|
Tom Hanks Vs. Bath Puffs
The Case For Tom Hanks
Well, come on.
Tom Hanks is a national treasure! He loves his wife, loves outer space, really loves WWII veterans. It's been years sincehe made a movie or even gave an interview containing anything that could potentially piss anyone off -- and that includes the time he played a gay man dying of AIDS. (Maybe that's because he managed to placate progressives by portraying a homosexual without any campy mannerisms, while also avoiding freaking out conservatives by never giving his character's live-in lover so much as a peck on the lips.)
Hanks is also beloved by his peers, who awarded him back to back Oscars in the '90s. He's the second biggest movie star named Tom in the world. And he's planning to win back the hordes who read but one novel per decade by headlining the highly anticipated movie version of The Da Vinci Code, presumably win back an audience for whom the Toy Story franchise is too cerebral.
Well played, Hanks.
The Case For Bath Puffs
Surely we all remember where we were when one cultural commentator asked the question that would change our lives:
"But Ironhead!

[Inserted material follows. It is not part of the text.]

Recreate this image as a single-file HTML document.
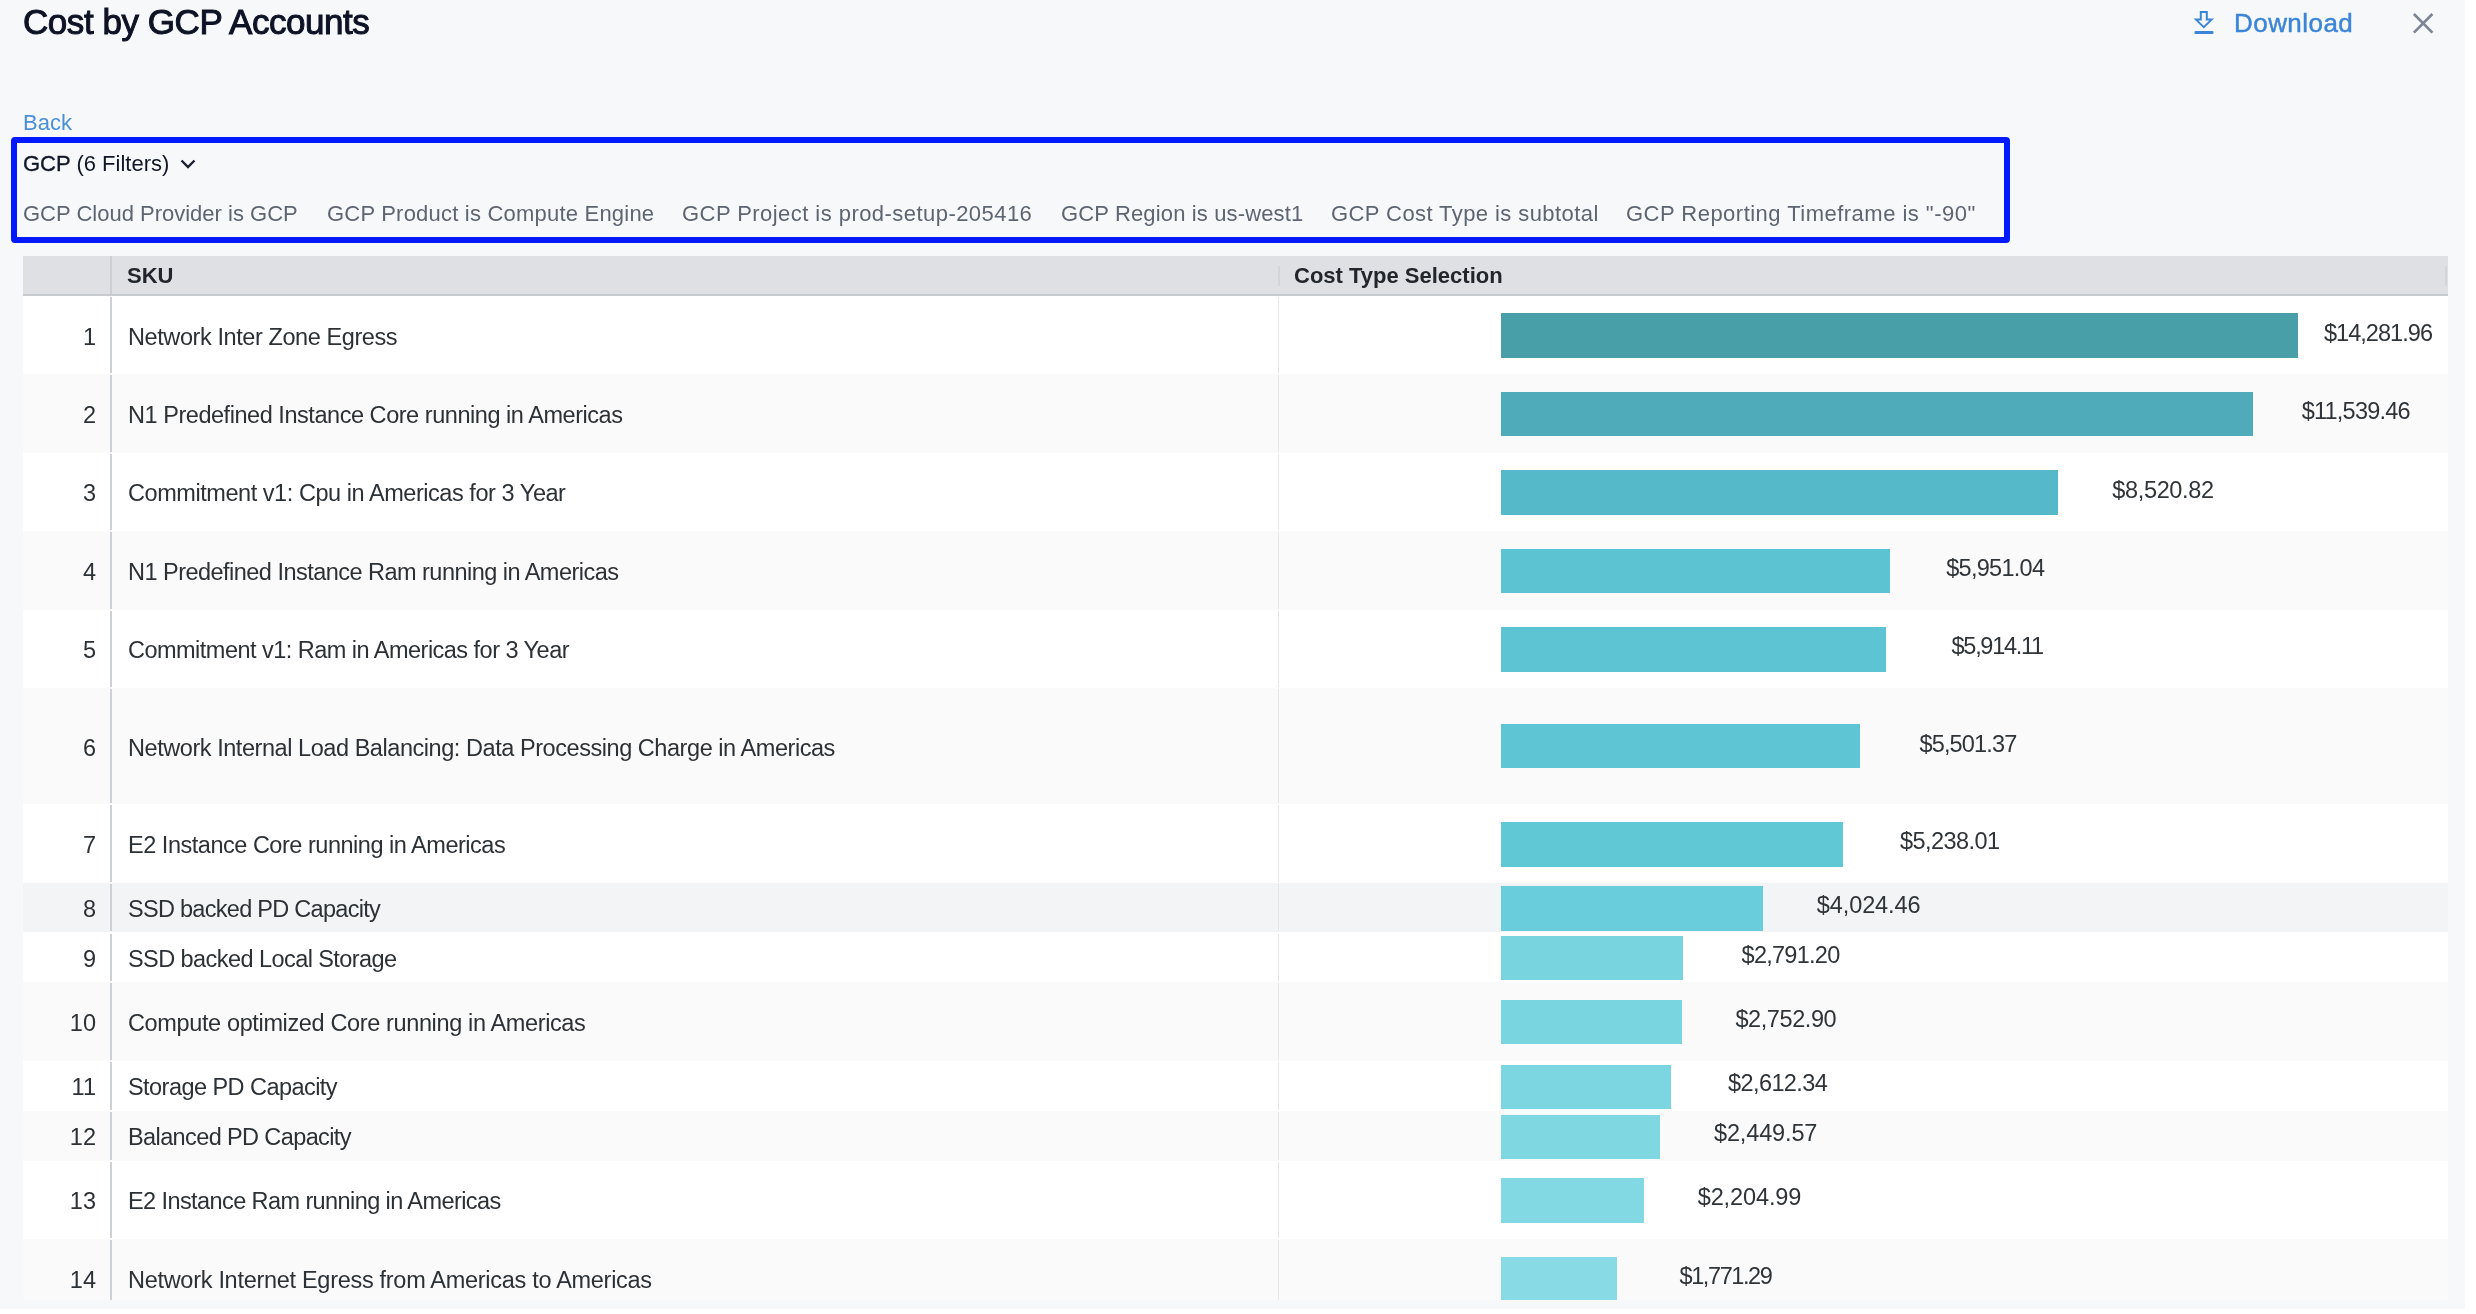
<!DOCTYPE html>
<html>
<head>
<meta charset="utf-8">
<style>
html,body{margin:0;padding:0;background:#ffffff;width:2476px;height:1314px;overflow:hidden;}
body{font-family:"Liberation Sans",sans-serif;position:relative;}
#page{position:absolute;left:0;top:0;width:2465px;height:1308.5px;background:#f7f8fa;overflow:hidden;will-change:transform;}
.t{position:absolute;white-space:nowrap;line-height:1;}
#title{left:23px;top:4.3px;font-size:35px;font-weight:normal;color:#0d1325;letter-spacing:-0.45px;-webkit-text-stroke:1px #0d1325;}
#dl{left:2234px;top:10px;font-size:26px;color:#3b85d8;letter-spacing:0.45px;-webkit-text-stroke:0.45px #3b85d8;}
#back{left:23px;top:112px;font-size:22px;color:#4a90d9;}
#box{position:absolute;left:11px;top:137px;width:1987px;height:93.5px;border:6px solid #0019ff;border-radius:4px;}
#gcp{left:23px;top:152.5px;font-size:22px;color:#0f1626;}
#gcp b{font-weight:normal;-webkit-text-stroke:0.35px #0f1626;}
.f{top:203px;font-size:22px;color:#5d6571;}
#tbl{position:absolute;left:23px;top:256px;width:2425px;height:1044px;overflow:hidden;background:#ffffff;}
#hdr{position:absolute;left:0;top:0;width:2425px;height:38px;background:#dfe0e4;border-bottom:2px solid #c7cace;}
.h{font-size:22px;font-weight:bold;color:#22262c;top:9px;}
.row{position:absolute;left:0;width:2425px;}
.alt{background:#fafafa;}
.hov{background:#f3f4f6;}
.num{position:absolute;right:2352px;font-size:23.5px;color:#2c3136;line-height:1;white-space:nowrap;}
.sku{position:absolute;left:105px;font-size:23.5px;color:#2c3136;line-height:1;white-space:nowrap;}
.vl{position:absolute;left:87px;width:2px;background:#cdd0d5;}
.vl2{position:absolute;left:1255px;width:1px;background:#e4e6e9;}
.bar{position:absolute;left:1478px;height:44.6px;}
.lab{position:absolute;font-size:23.5px;color:#2f3439;line-height:1;white-space:nowrap;}
</style>
</head>
<body>
<div id="page">
  <div class="t" id="title">Cost by GCP Accounts</div>
  <svg style="position:absolute;left:2192px;top:9px" width="24" height="27" viewBox="0 0 24 27">
    <path d="M8.8 3 H14.8 V10.6 H19.6 L11.8 18.2 L4 10.6 H8.8 Z" fill="none" stroke="#3b85d8" stroke-width="2" stroke-linejoin="miter"/>
    <rect x="2.5" y="22.1" width="19" height="2.8" rx="1" fill="#3b85d8"/>
  </svg>
  <div class="t" id="dl">Download</div>
  <svg style="position:absolute;left:2410px;top:10px" width="26" height="26" viewBox="0 0 26 26">
    <path d="M3.9 4 L22.4 22.6 M22.4 4 L3.9 22.6" stroke="#7c8593" stroke-width="2.7" stroke-linecap="butt"/>
  </svg>
  <div class="t" id="back">Back</div>
  <div id="box"></div>
  <div class="t" id="gcp"><b>GCP</b> (6 Filters)</div>
  <svg style="position:absolute;left:179px;top:158px" width="18" height="12" viewBox="0 0 18 12">
    <path d="M2.5 2.5 L9 9 L15.5 2.5" fill="none" stroke="#1a2130" stroke-width="2.4"/>
  </svg>
  <div class="t f" style="left:23px">GCP Cloud Provider is GCP</div>
  <div class="t f" style="left:327px;letter-spacing:0.21px">GCP Product is Compute Engine</div>
  <div class="t f" style="left:682px;letter-spacing:0.45px">GCP Project is prod-setup-205416</div>
  <div class="t f" style="left:1061px;letter-spacing:0.14px">GCP Region is us-west1</div>
  <div class="t f" style="left:1331px;letter-spacing:0.42px">GCP Cost Type is subtotal</div>
  <div class="t f" style="left:1626px;letter-spacing:0.48px">GCP Reporting Timeframe is "-90"</div>

  <div id="tbl">
    <div id="hdr">
      <div style="position:absolute;left:87px;top:0;width:2px;height:38px;background:#cbced3"></div>
      <div class="t h" style="left:104px">SKU</div>
      <div style="position:absolute;left:1255px;top:10px;width:2px;height:20px;background:#d3d5d9"></div>
      <div class="t h" style="left:1271px">Cost Type Selection</div>
      <div style="position:absolute;left:2422px;top:10px;width:2px;height:20px;background:#d3d5d9"></div>
    </div>
    <div id="rows">
<div class="row " style="top:40.0px;height:78.4px"></div>
<div class="vl" style="top:41.0px;height:76.4px"></div>
<div class="vl2" style="top:41.0px;height:76.4px"></div>
<div class="num" style="top:69.60px">1</div>
<div class="sku" style="top:69.60px;letter-spacing:-0.413px">Network Inter Zone Egress</div>
<div class="bar" style="top:57.3px;width:797.0px;background:#499fa8"></div>
<div class="lab" style="top:65.80px;right:15.94px;letter-spacing:-0.944px">$14,281.96</div>
<div class="row alt" style="top:118.4px;height:78.4px"></div>
<div class="vl" style="top:119.4px;height:76.4px"></div>
<div class="vl2" style="top:119.4px;height:76.4px"></div>
<div class="num" style="top:148.00px">2</div>
<div class="sku" style="top:148.00px;letter-spacing:-0.457px">N1 Predefined Instance Core running in Americas</div>
<div class="bar" style="top:135.8px;width:752.0px;background:#4faaba"></div>
<div class="lab" style="top:144.20px;right:38.18px;letter-spacing:-0.778px">$11,539.46</div>
<div class="row " style="top:196.8px;height:78.4px"></div>
<div class="vl" style="top:197.8px;height:76.4px"></div>
<div class="vl2" style="top:197.8px;height:76.4px"></div>
<div class="num" style="top:226.40px">3</div>
<div class="sku" style="top:226.40px;letter-spacing:-0.447px">Commitment v1: Cpu in Americas for 3 Year</div>
<div class="bar" style="top:214.2px;width:556.6px;background:#56b9c9"></div>
<div class="lab" style="top:222.60px;right:234.36px;letter-spacing:-0.363px">$8,520.82</div>
<div class="row alt" style="top:275.2px;height:78.4px"></div>
<div class="vl" style="top:276.2px;height:76.4px"></div>
<div class="vl2" style="top:276.2px;height:76.4px"></div>
<div class="num" style="top:304.80px">4</div>
<div class="sku" style="top:304.80px;letter-spacing:-0.527px">N1 Predefined Instance Ram running in Americas</div>
<div class="bar" style="top:292.6px;width:389.0px;background:#5cc3d2"></div>
<div class="lab" style="top:301.00px;right:403.72px;letter-spacing:-0.725px">$5,951.04</div>
<div class="row " style="top:353.6px;height:78.4px"></div>
<div class="vl" style="top:354.6px;height:76.4px"></div>
<div class="vl2" style="top:354.6px;height:76.4px"></div>
<div class="num" style="top:383.20px">5</div>
<div class="sku" style="top:383.20px;letter-spacing:-0.520px">Commitment v1: Ram in Americas for 3 Year</div>
<div class="bar" style="top:371.0px;width:385.3px;background:#5dc4d3"></div>
<div class="lab" style="top:379.40px;right:405.30px;letter-spacing:-1.300px">$5,914.11</div>
<div class="row alt" style="top:432.0px;height:116.4px"></div>
<div class="vl" style="top:433.0px;height:114.4px"></div>
<div class="vl2" style="top:433.0px;height:114.4px"></div>
<div class="num" style="top:480.60px">6</div>
<div class="sku" style="top:480.60px;letter-spacing:-0.445px">Network Internal Load Balancing: Data Processing Charge in Americas</div>
<div class="bar" style="top:467.8px;width:358.8px;background:#5ec5d4"></div>
<div class="lab" style="top:476.80px;right:431.65px;letter-spacing:-0.850px">$5,501.37</div>
<div class="row " style="top:548.4px;height:78.4px"></div>
<div class="vl" style="top:549.4px;height:76.4px"></div>
<div class="vl2" style="top:549.4px;height:76.4px"></div>
<div class="num" style="top:578.00px">7</div>
<div class="sku" style="top:578.00px;letter-spacing:-0.480px">E2 Instance Core running in Americas</div>
<div class="bar" style="top:566.0px;width:342.3px;background:#60c7d5"></div>
<div class="lab" style="top:574.20px;right:448.35px;letter-spacing:-0.550px">$5,238.01</div>
<div class="row hov" style="top:626.8px;height:49.7px"></div>
<div class="vl" style="top:627.8px;height:47.7px"></div>
<div class="vl2" style="top:627.8px;height:47.7px"></div>
<div class="num" style="top:642.05px">8</div>
<div class="sku" style="top:642.05px;letter-spacing:-0.714px">SSD backed PD Capacity</div>
<div class="bar" style="top:630.0px;width:262.4px;background:#69cddb"></div>
<div class="lab" style="top:638.25px;right:527.49px;letter-spacing:-0.087px">$4,024.46</div>
<div class="row " style="top:676.5px;height:49.7px"></div>
<div class="vl" style="top:677.5px;height:47.7px"></div>
<div class="vl2" style="top:677.5px;height:47.7px"></div>
<div class="num" style="top:691.75px">9</div>
<div class="sku" style="top:691.75px;letter-spacing:-0.565px">SSD backed Local Storage</div>
<div class="bar" style="top:679.9px;width:182.0px;background:#78d4df"></div>
<div class="lab" style="top:687.95px;right:608.54px;letter-spacing:-0.737px">$2,791.20</div>
<div class="row alt" style="top:726.2px;height:78.7px"></div>
<div class="vl" style="top:727.2px;height:76.7px"></div>
<div class="vl2" style="top:727.2px;height:76.7px"></div>
<div class="num" style="top:755.95px">10</div>
<div class="sku" style="top:755.95px;letter-spacing:-0.366px">Compute optimized Core running in Americas</div>
<div class="bar" style="top:743.9px;width:180.5px;background:#79d5e0"></div>
<div class="lab" style="top:752.15px;right:611.82px;letter-spacing:-0.425px">$2,752.90</div>
<div class="row " style="top:804.9px;height:49.9px"></div>
<div class="vl" style="top:805.9px;height:47.9px"></div>
<div class="vl2" style="top:805.9px;height:47.9px"></div>
<div class="num" style="top:820.25px">11</div>
<div class="sku" style="top:820.25px;letter-spacing:-0.550px">Storage PD Capacity</div>
<div class="bar" style="top:808.5px;width:169.6px;background:#7cd6e1"></div>
<div class="lab" style="top:816.45px;right:620.80px;letter-spacing:-0.600px">$2,612.34</div>
<div class="row alt" style="top:854.8px;height:49.8px"></div>
<div class="vl" style="top:855.8px;height:47.8px"></div>
<div class="vl2" style="top:855.8px;height:47.8px"></div>
<div class="num" style="top:870.10px">12</div>
<div class="sku" style="top:870.10px;letter-spacing:-0.611px">Balanced PD Capacity</div>
<div class="bar" style="top:858.5px;width:158.8px;background:#7fd7e2"></div>
<div class="lab" style="top:866.30px;right:630.74px;letter-spacing:-0.138px">$2,449.57</div>
<div class="row " style="top:904.6px;height:78.4px"></div>
<div class="vl" style="top:905.6px;height:76.4px"></div>
<div class="vl2" style="top:905.6px;height:76.4px"></div>
<div class="num" style="top:934.20px">13</div>
<div class="sku" style="top:934.20px;letter-spacing:-0.588px">E2 Instance Ram running in Americas</div>
<div class="bar" style="top:922.2px;width:143.0px;background:#82d8e3"></div>
<div class="lab" style="top:930.40px;right:646.70px;letter-spacing:-0.100px">$2,204.99</div>
<div class="row alt" style="top:983.0px;height:78.4px"></div>
<div class="vl" style="top:984.0px;height:76.4px"></div>
<div class="vl2" style="top:984.0px;height:76.4px"></div>
<div class="num" style="top:1012.60px">14</div>
<div class="sku" style="top:1012.60px;letter-spacing:-0.292px">Network Internet Egress from Americas to Americas</div>
<div class="bar" style="top:1000.8px;width:116.4px;background:#88dae5"></div>
<div class="lab" style="top:1008.80px;right:676.61px;letter-spacing:-1.412px">$1,771.29</div>
</div>
  </div>
</div>
</body>
</html>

What's with this thingy?"
The "thingy" in question was, of course, a bath puff: a personal hygiene product meant to be used in concert with liquid body wash. Resembling nothing so much as a flowering koosh ball made out of mesh, the bath puff represented a giant leap forward in bathing technology.
Finally, we could experience lather such as we'd never sen outside the movies, where a capful of bubble bath magically generates foam as thick as meringue. Now we, too, could turn a dime-sized dollop of shower gel into double handfuls of lather -- and it worked just as well with bar soap!
Truly, we were living in a golden age of cleanliness. Where soap was concerned, the bath puff had made us like unto gods.
The Decision
Tom Hanks has been showered with awards, fêted by the AFI, and tongue-bathed by co-stars and directors alike. But even if you really, really like him a lot, do you start every morning with one of his movies? Does he help you to smell better? Do you take him with you into the shower and rub him all over your body? (Rita Wilson, if you are reading this: your answer to this putatively rhetorical question may be yes on all counts, but you must know you're the exception that proves the rule.)
If this were a battle between Tom Hanks and Facecloths, perhaps the double Oscar winner might have a shot. But the bath puff has become so indispensable to us that there simply is no credible argument in Hanks's favour.